A possibilidade de jogar com o inesperado na guerra moderna
tinha particular significado para a NATO e também para o bloco soviético.
Supunha-se que a NATO receberia informações com no mínimo 3 semanas de antecedência
sobre qualquer ofensiva na Europa Central, mas o aumento do poderio do Pacto de
Varsóvia permitia que os soviéticos lançassem um ataque a partir de uma “largada
estática”, sem mobilização prévia. Um intervalo suficiente para pôr-se em
alerta era considerado fundamental pela NATO, como forma de ganhar tempo nos
preparativos de defesa.
A NATO dispunha (e ainda dispõem) de uma vasta gama de
sistemas de alta tecnologia para sondar as intenções do antigo Pacto de Varsóvia. Embora
o constante número de dados coletados por satélites para centros de informações
pudessem (e ainda podem), revelar movimentos estranhos, confiava-se mais na
interceptação de comunicações do bloco soviético, tarefa que se tornou difícil
nos dias atuais devidos aos sistemas digitais de criptografia e salto de
frequência, o que era frequente para o então sofisticado equipamento instalado na
Europa ocidental nos centros como Cheltenham, na Inglaterra. Este trabalho
envolvia 2 tipos de atividade: identificação e classificação de transmissores e
outros aparelhos militares, e interceptação e decodificação de mensagens. Estas
práticas ainda são úteis, mas a tecnologia digital dificultou sobremaneira o
trabalho destes operadores. Embora o inimigo, cuidadoso, em geral não ponha em
risco seus segredos, transmitindo eletronicamente informações que podem ser
captadas pelo outro lado (principalmente com equipamentos analógicos), era
muito difícil de contornar a necessidade de enviar informações importantes
dentro de um mesmo organismo militar ou entre organismos diferentes.

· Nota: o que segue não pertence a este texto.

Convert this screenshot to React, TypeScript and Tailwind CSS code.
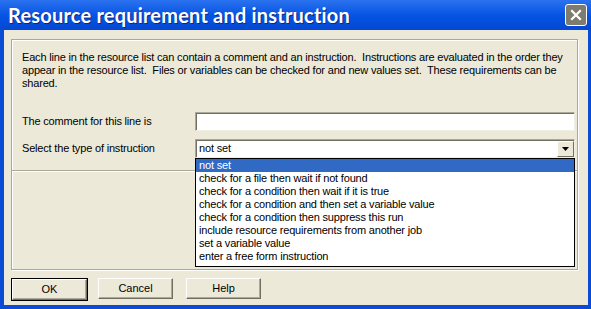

Mas, qualquer que seja a sofisticação da tecnologia ótica ou
eletrônica usada para observar o adversário, a possibilidade de surpresa e
dissimulação permanece. Alguém sempre terá que tomar a crucial decisão: é uma
operação real ou uma farsa, uma mobilização ou uma simples manobra. A sorte e o
discernimento de líderes políticos e comandantes militares definirão, em última
instância, as possibilidades de um engajamento surpresa bem sucedido.